[Start]
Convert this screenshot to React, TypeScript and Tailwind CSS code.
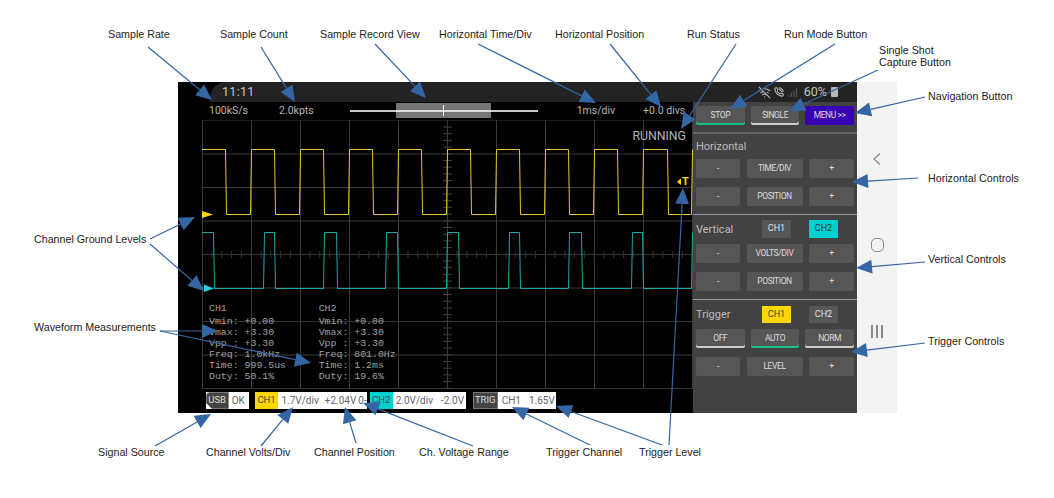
import { PhoneCall, WifiOff } from 'lucide-react';

const labels = [
  { text: 'Sample Rate', left: 108, top: 28 },
  { text: 'Sample Count', left: 220, top: 28 },
  { text: 'Sample Record View', left: 320, top: 28 },
  { text: 'Horizontal Time/Div', left: 439, top: 28 },
  { text: 'Horizontal Position', left: 555, top: 28 },
  { text: 'Run Status', left: 687, top: 28 },
  { text: 'Run Mode Button', left: 784, top: 28 },
  { text: 'Single Shot', left: 879, top: 44 },
  { text: 'Capture Button', left: 879, top: 56 },
  { text: 'Navigation Button', left: 928, top: 90 },
  { text: 'Horizontal Controls', left: 928, top: 172 },
  { text: 'Vertical Controls', left: 928, top: 253 },
  { text: 'Trigger Controls', left: 928, top: 335 },
  { text: 'Channel Ground Levels', left: 34, top: 233 },
  { text: 'Waveform Measurements', left: 34, top: 321 },
  { text: 'Signal Source', left: 98, top: 446 },
  { text: 'Channel Volts/Div', left: 206, top: 446 },
  { text: 'Channel Position', left: 314, top: 446 },
  { text: 'Ch. Voltage Range', left: 419, top: 446 },
  { text: 'Trigger Channel', left: 546, top: 446 },
  { text: 'Trigger Level', left: 639, top: 446 },
];

// [startX, startY, tipX, tipY]
const arrows = [
  [148, 47, 212, 100],
  [261, 47, 295, 102],
  [375, 44, 426, 98],
  [478, 44, 596, 103],
  [610, 44, 661, 107],
  [736, 44, 681, 129],
  [835, 44, 730, 109],
  [878, 70, 789, 111],
  [925, 97, 855, 113],
  [918, 178, 852, 182],
  [925, 262, 856, 268],
  [925, 343, 851, 352],
  [150, 239, 195, 217],
  [150, 244, 204, 291],
  [160, 331, 218, 331],
  [160, 331, 311, 363],
  [155, 446, 211, 414],
  [261, 446, 293, 407],
  [356, 443, 345, 407],
  [473, 446, 363, 403],
  [590, 445, 512, 407],
  [662, 445, 556, 406],
  [669, 445, 683, 188],
];

const gridX = [202, 251, 300, 349, 398, 447, 496, 545, 594, 643, 692];
const gridY = [120, 154, 187.5, 221, 254.6, 288, 321.6, 355, 388.6];

const yellowEdges = [226, 251, 275, 300, 324, 349, 373, 398, 422, 447, 471, 496, 520, 545, 569, 594, 618, 643, 668, 692];
const cyanEdges = [214, 264, 275, 324, 337, 386, 398, 447, 459, 509, 520, 569, 582, 632, 643, 692];

function wavePath(edges: number[], high: number, low: number) {
  let d = `M202 ${high}`;
  let level = high;
  for (const x of edges) {
    const next = level === high ? low : high;
    d += ` L${x - 0.5} ${level} L${x + 0.5} ${next}`;
    level = next;
  }
  return d;
}

function Arrow({ a }: { a: number[] }) {
  const [x1, y1, x2, y2] = a;
  const len = Math.hypot(x2 - x1, y2 - y1);
  const ux = (x2 - x1) / len;
  const uy = (y2 - y1) / len;
  const bx = x2 - ux * 16;
  const by = y2 - uy * 16;
  const px = -uy * 7;
  const py = ux * 7;
  return (
    <g>
      <line x1={x1} y1={y1} x2={bx} y2={by} stroke="#3465a4" strokeWidth="1.2" />
      <polygon points={`${x2},${y2} ${bx + px},${by + py} ${bx - px},${by - py}`} fill="#3465a4" />
    </g>
  );
}

function PanelButton({ label, className = '' }: { label: string; className?: string }) {
  return (
    <div className={`h-[19px] bg-[#565656] rounded-[2px] flex items-center justify-center text-[8.5px] tracking-[-0.4px] text-[#dcdcdc] ${className}`}>
      {label}
    </div>
  );
}

function ControlRow({ label }: { label: string }) {
  return (
    <div className="grid grid-cols-[44px_1fr_45px] gap-[6.5px]">
      <PanelButton label="-" />
      <PanelButton label={label} />
      <PanelButton label="+" />
    </div>
  );
}

function Measurements({ title, rows }: { title: string; rows: string[] }) {
  return (
    <div className="w-[109.7px]">
      <div className="h-[11px] leading-[11px] mb-[2.7px]">{title}</div>
      {rows.map((r) => (
        <div key={r} className="h-[11px] leading-[11px] whitespace-pre">{r}</div>
      ))}
    </div>
  );
}

export default function App() {
  return (
    <div className="relative w-[1054px] h-[498px] bg-white overflow-hidden font-['Liberation_Sans',sans-serif] pt-[82px] pl-[178px]">
      <div className="flex h-[331px] w-[719px] font-[Roboto,sans-serif]">
        <div className="w-[679px] flex flex-col bg-black">
          {/* android status bar */}
          <div className="h-[20px] flex shrink-0">
            <div className="ml-[32px] flex-1 bg-[#232323] rounded-tl-[16px] flex items-center text-[#c4c4c4]">
              <span className="ml-[12px] text-[12.5px] tracking-[0.3px]">11:11</span>
              <div className="ml-auto flex items-center">
                <WifiOff size={13} strokeWidth={2} className="text-[#bbbbbb]" />
                <PhoneCall size={10} strokeWidth={2.4} className="ml-[3px] text-[#dddddd]" />
                <svg width="10" height="11" viewBox="0 0 10 11" className="ml-[4px]">
                  <path d="M1 10V8M3.5 10V6M6 10V4M8.5 10V1" stroke="#555555" strokeWidth="1.2" />
                </svg>
                <span className="ml-[6px] text-[12.5px]">60%</span>
                <div className="ml-[4px] mr-[19px] w-[7px] h-[10px] bg-[#b5b5b5] rounded-[1px]" />
              </div>
            </div>
          </div>

          <div className="flex flex-1 min-h-0">
            {/* scope screen */}
            <div className="w-[515px] flex flex-col">
              <div className="h-[18px] relative flex items-center text-[10.5px] text-[#b5b5b5]">
                <span className="ml-[31px]">100kS/s</span>
                <span className="ml-[31px]">2.0kpts</span>
                <div className="ml-[36px] w-[188px] h-[2px] bg-[#c8c8c8] relative">
                  <div className="absolute left-[46px] top-[-7px] w-[95px] h-[15px] bg-[#8a8a8a]/85" />
                  <div className="absolute left-[46px] top-0 w-[95px] h-[2px] bg-[#dddddd]" />
                  <div className="absolute left-[93px] top-[-5px] w-[1px] h-[11px] bg-white" />
                </div>
                <span className="ml-[39px]">1ms/div</span>
                <span className="ml-[28px]">+0.0 divs</span>
              </div>

              <div className="relative ml-[24px] w-[491px] h-[269px]">
                <svg className="absolute inset-0" width="491" height="269" viewBox="202 120 491 269">
                  {gridX.map((x) => (
                    <line key={x} x1={x + 0.5} y1="120" x2={x + 0.5} y2="389" stroke="#3a3a3a" />
                  ))}
                  {gridY.map((y) => (
                    <line key={y} x1="202" y1={y} x2="692" y2={y} stroke="#3a3a3a" />
                  ))}
                  {Array.from({ length: 40 }, (_, i) => (
                    <line key={i} x1="443" y1={127 + i * 6.7} x2="452" y2={127 + i * 6.7} stroke="#404040" />
                  ))}
                  {Array.from({ length: 49 }, (_, i) => (
                    <line key={i} x1={212 + i * 9.8} y1="251" x2={212 + i * 9.8} y2="258" stroke="#333333" />
                  ))}
                  <path d={wavePath(yellowEdges, 149.5, 214.5)} fill="none" stroke="#e6c62e" />
                  <path d={wavePath(cyanEdges, 232.5, 288.5)} fill="none" stroke="#1fa8a8" />
                  <polygon points="202,211 213,214.5 202,218" fill="#ffd700" />
                  <polygon points="204,284.5 214,288.5 204,292" fill="#1fd0d8" />
                  <polygon points="681,178.5 681,185 677,181.8" fill="#ffd700" />
                </svg>
                <span className="absolute left-[480px] top-[55px] text-[11px] leading-[14px] font-bold text-[#ffd700]">T</span>
                <span className="absolute right-[7px] top-[9px] text-[12.3px] leading-[14px] text-[#b5b5b5]">RUNNING</span>
                <div className="absolute left-[7px] top-[182.5px] flex font-['Liberation_Mono',monospace] text-[9.9px] text-[#a0a0a0]">
                  <Measurements title="CH1" rows={['Vmin: +0.00', 'Vmax: +3.30', 'Vpp : +3.30', 'Freq: 1.0kHz', 'Time: 999.5us', 'Duty: 50.1%']} />
                  <Measurements title="CH2" rows={['Vmin: +0.00', 'Vmax: +3.30', 'Vpp : +3.30', 'Freq: 801.0Hz', 'Time: 1.2ms', 'Duty: 19.6%']} />
                </div>
              </div>

              {/* bottom info chips */}
              <div className="flex mt-[3px] ml-[27.7px] h-[17px] text-[10px] text-[#666666]">
                <div className="w-[43px] bg-white flex items-center">
                  <div className="w-[23px] h-full bg-[#444444] border border-[#777777] rounded-tl-[4px] flex items-center justify-center text-[9.5px] text-[#dddddd] [clip-path:polygon(0_0,100%_0,100%_100%,28%_100%,0_62%)]">USB</div>
                  <span className="ml-[3px]">OK</span>
                </div>
                <div className="ml-[6px] w-[112px] bg-white flex items-center">
                  <div className="w-[24px] h-full bg-[#ffd700] flex items-center justify-center text-[9.5px] text-[#444444]">CH1</div>
                  <span className="ml-[3px]">1.7V/div</span>
                  <span className="ml-[6px]">+2.04V</span>
                  <span className="ml-[2px]">0-</span>
                </div>
                <div className="ml-[3px] w-[96px] bg-white flex items-center">
                  <div className="w-[23px] h-full bg-[#00d0d0] flex items-center justify-center text-[9.5px] text-[#444444]">CH2</div>
                  <span className="ml-[3px]">2.0V/div</span>
                  <span className="ml-[8px]">-2.0V</span>
                </div>
                <div className="ml-[7px] w-[83px] bg-white flex items-center">
                  <div className="w-[25px] h-full bg-[#444444] border border-[#777777] flex items-center justify-center text-[9.5px] text-[#dddddd]">TRIG</div>
                  <span className="ml-[4px]">CH1</span>
                  <span className="ml-[8px]">1.65V</span>
                </div>
              </div>
            </div>

            {/* control panel */}
            <div className="w-[164px] bg-[#424242] flex flex-col text-[#bdbdbd]">
              <div className="px-[3px] pt-[4px] grid grid-cols-3 gap-[6px]">
                <PanelButton label="STOP" className="shadow-[inset_0_-2px_0_#19c08a]" />
                <PanelButton label="SINGLE" className="shadow-[inset_0_-2px_0_#cccccc]" />
                <PanelButton label="MENU >>" className="!bg-[#3700b3]" />
              </div>
              <div className="mt-[7px] h-[2px] bg-[#666666]" />

              <div className="px-[3px] h-[25px] pt-[2px] flex items-center text-[11px]">Horizontal</div>
              <div className="px-[3px] flex flex-col gap-[9px]">
                <ControlRow label="TIME/DIV" />
                <ControlRow label="POSITION" />
              </div>
              <div className="mt-[8px] h-px bg-[#9a9a9a]" />

              <div className="px-[3px] mt-[5px] flex items-center h-[18px] text-[11px]">
                <span className="w-[66px] pt-[2px]">Vertical</span>
                <div className="w-[29px] h-full bg-[#565656] flex items-center justify-center text-[9px] text-[#e0e0e0]">CH1</div>
                <div className="ml-[18px] w-[29px] h-full bg-[#00d0d0] flex items-center justify-center text-[9px] text-[#333333]">CH2</div>
              </div>
              <div className="px-[3px] mt-[6px] flex flex-col gap-[9px]">
                <ControlRow label="VOLTS/DIV" />
                <ControlRow label="POSITION" />
              </div>
              <div className="mt-[8px] h-px bg-[#9a9a9a]" />

              <div className="px-[3px] mt-[6px] flex items-center h-[17px] text-[11px]">
                <span className="w-[66px] pt-[2px]">Trigger</span>
                <div className="w-[29px] h-full bg-[#ffd700] flex items-center justify-center text-[9px] text-[#444444]">CH1</div>
                <div className="ml-[18px] w-[29px] h-full bg-[#565656] flex items-center justify-center text-[9px] text-[#e0e0e0]">CH2</div>
              </div>
              <div className="px-[3px] mt-[6px] grid grid-cols-3 gap-[6px]">
                <PanelButton label="OFF" className="shadow-[inset_0_-2px_0_#cccccc]" />
                <PanelButton label="AUTO" className="shadow-[inset_0_-2px_0_#19c08a]" />
                <PanelButton label="NORM" className="shadow-[inset_0_-2px_0_#cccccc]" />
              </div>
              <div className="px-[3px] mt-[9px]">
                <ControlRow label="LEVEL" />
              </div>
            </div>
          </div>
        </div>

        {/* android nav bar */}
        <div className="w-[40px] bg-[#f3f3f3] flex flex-col items-center pt-[71px]">
          <svg width="8" height="12" viewBox="0 0 8 12">
            <path d="M7 0.5L1 6L7 11.5" fill="none" stroke="#8a8a8a" strokeWidth="1.3" />
          </svg>
          <div className="mt-[73px] w-[13px] h-[14px] border-[1.5px] border-[#8a8a8a] rounded-[5px]" />
          <div className="mt-[73px] flex gap-[3.5px]">
            <div className="w-[1.5px] h-[13px] bg-[#8a8a8a]" />
            <div className="w-[1.5px] h-[13px] bg-[#8a8a8a]" />
            <div className="w-[1.5px] h-[13px] bg-[#8a8a8a]" />
          </div>
        </div>
      </div>

      {/* annotations */}
      {labels.map((l) => (
        <span
          key={l.text}
          className="absolute text-[10.7px] leading-[13px] text-[#1c1c1c] whitespace-nowrap"
          style={{ left: l.left, top: l.top }}
        >
          {l.text}
        </span>
      ))}
      <svg className="absolute inset-0 pointer-events-none" width="1054" height="498">
        {arrows.map((a) => (
          <Arrow key={a.join('-')} a={a} />
        ))}
      </svg>
    </div>
  );
}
[End]
Restate, line by line and word for word, everything from the top of the material through the line that contains "321.6, 355, 388.6];". Leave pictures out.

**Output of the exercise:**
Convert this screenshot to React, TypeScript and Tailwind CSS code.
import { PhoneCall, WifiOff } from 'lucide-react';

const labels = [
  { text: 'Sample Rate', left: 108, top: 28 },
  { text: 'Sample Count', left: 220, top: 28 },
  { text: 'Sample Record View', left: 320, top: 28 },
  { text: 'Horizontal Time/Div', left: 439, top: 28 },
  { text: 'Horizontal Position', left: 555, top: 28 },
  { text: 'Run Status', left: 687, top: 28 },
  { text: 'Run Mode Button', left: 784, top: 28 },
  { text: 'Single Shot', left: 879, top: 44 },
  { text: 'Capture Button', left: 879, top: 56 },
  { text: 'Navigation Button', left: 928, top: 90 },
  { text: 'Horizontal Controls', left: 928, top: 172 },
  { text: 'Vertical Controls', left: 928, top: 253 },
  { text: 'Trigger Controls', left: 928, top: 335 },
  { text: 'Channel Ground Levels', left: 34, top: 233 },
  { text: 'Waveform Measurements', left: 34, top: 321 },
  { text: 'Signal Source', left: 98, top: 446 },
  { text: 'Channel Volts/Div', left: 206, top: 446 },
  { text: 'Channel Position', left: 314, top: 446 },
  { text: 'Ch. Voltage Range', left: 419, top: 446 },
  { text: 'Trigger Channel', left: 546, top: 446 },
  { text: 'Trigger Level', left: 639, top: 446 },
];

// [startX, startY, tipX, tipY]
const arrows = [
  [148, 47, 212, 100],
  [261, 47, 295, 102],
  [375, 44, 426, 98],
  [478, 44, 596, 103],
  [610, 44, 661, 107],
  [736, 44, 681, 129],
  [835, 44, 730, 109],
  [878, 70, 789, 111],
  [925, 97, 855, 113],
  [918, 178, 852, 182],
  [925, 262, 856, 268],
  [925, 343, 851, 352],
  [150, 239, 195, 217],
  [150, 244, 204, 291],
  [160, 331, 218, 331],
  [160, 331, 311, 363],
  [155, 446, 211, 414],
  [261, 446, 293, 407],
  [356, 443, 345, 407],
  [473, 446, 363, 403],
  [590, 445, 512, 407],
  [662, 445, 556, 406],
  [669, 445, 683, 188],
];

const gridX = [202, 251, 300, 349, 398, 447, 496, 545, 594, 643, 692];
const gridY = [120, 154, 187.5, 221, 254.6, 288, 321.6, 355, 388.6];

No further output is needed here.